Upon arriving in Dublin, we immediately noticed the architecture was different than that we’d seen in mainland Europe. We loved to see the brick rowhouses (each one with a slightly different tone) and their brightly colored doors waiting atop the stoops.
We only spent one day in downtown Dublin, but we hit it pretty hard. We started our day bright and early at the National Gallery of Ireland. If you’re a fan of European art, this is a must. In addition to the regular exhibitions, we viewed the temporary exhibit, Vermeer and the Masters of Genre Painting: Inspiration and Rivalry. Well worth it! It was interesting to see his work alongside his contemporaries. Beyond the temporary exhibits, the National Gallery is FREE.
Trinity College & Book of Kells
Just up the street from the National Gallery of Ireland is Trinity College - a must-see for anyone visiting Dublin. Here, we were able to view the renowned Book of Kells, a brightly illustrated manuscript containing the four gospels. It was really impressive and intricate (sadly no photographs allowed). Despite our specific entry time, the Book of Kells exhibit was incredibly crowded. We slowly shuffled through like a herd of cattle, bumping shoulders with everyone around us (It was actually very difficult to squeeze your way in to see the manuscript). Chaos aside, we enjoyed learning about the ancient binding and illustration process.
Our ticket also allowed us to view the famous Trinity College Library. It’s everything you think a historic library should be. Hand-painted signage. Sophisticated bust sculptures. Tall wooden ladders. The “Long Room” houses 200,000 of Ireland’s oldest books in large floor-ceiling oak bookcases, topped with a wood-paneled barrel-vaulted ceiling.
From there we continued to explore the city on foot, walking through the antique quarter, Merrion Square, Marsh's Library, St. Stephens Green, the National Botanic Gardens, etc.

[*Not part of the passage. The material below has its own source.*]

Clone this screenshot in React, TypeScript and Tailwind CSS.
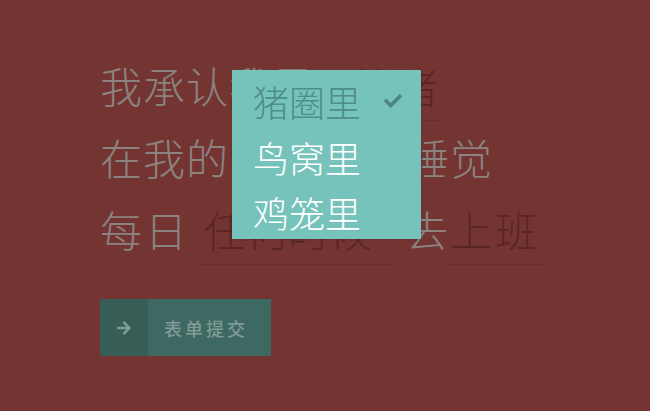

If you’re looking to experience another historic library, but crowd-free, definitely stop here. Right by St. Patrick’s Cathedral, many people walk right past the doors of Marsh’s Library. It was built for Archbishop Narcissus Marsh and opened in 1707 as the first public library in Ireland. Today, it remains unchanged and contains 25,000 books on it’s original oak bookcases. All that for only a 3 euro fee!
We’re all about the birds and the bees. The National Botanic Gardens of Ireland are quite expansive, open daily, and are entirely FREE. Note: They are located about 5 km north of the city center. We failed to see the note (with an arrow and an asterisk noting the difference) on our map and didn’t realize it would take us nearly an hour to get there. Navigation fail.
Know Before You Go!
We booked tickets for the National Gallery beforehand. Tickets included a specific entry time (15 euro each, including temporary exhibit). Note: The general collection is FREE. Only temporary exhibits require a fee.
We also booked tickets for the Book of Kells online (6.50 euro each). We HIGHLY recommend this as the line was insane. Save yourself the headache/wait.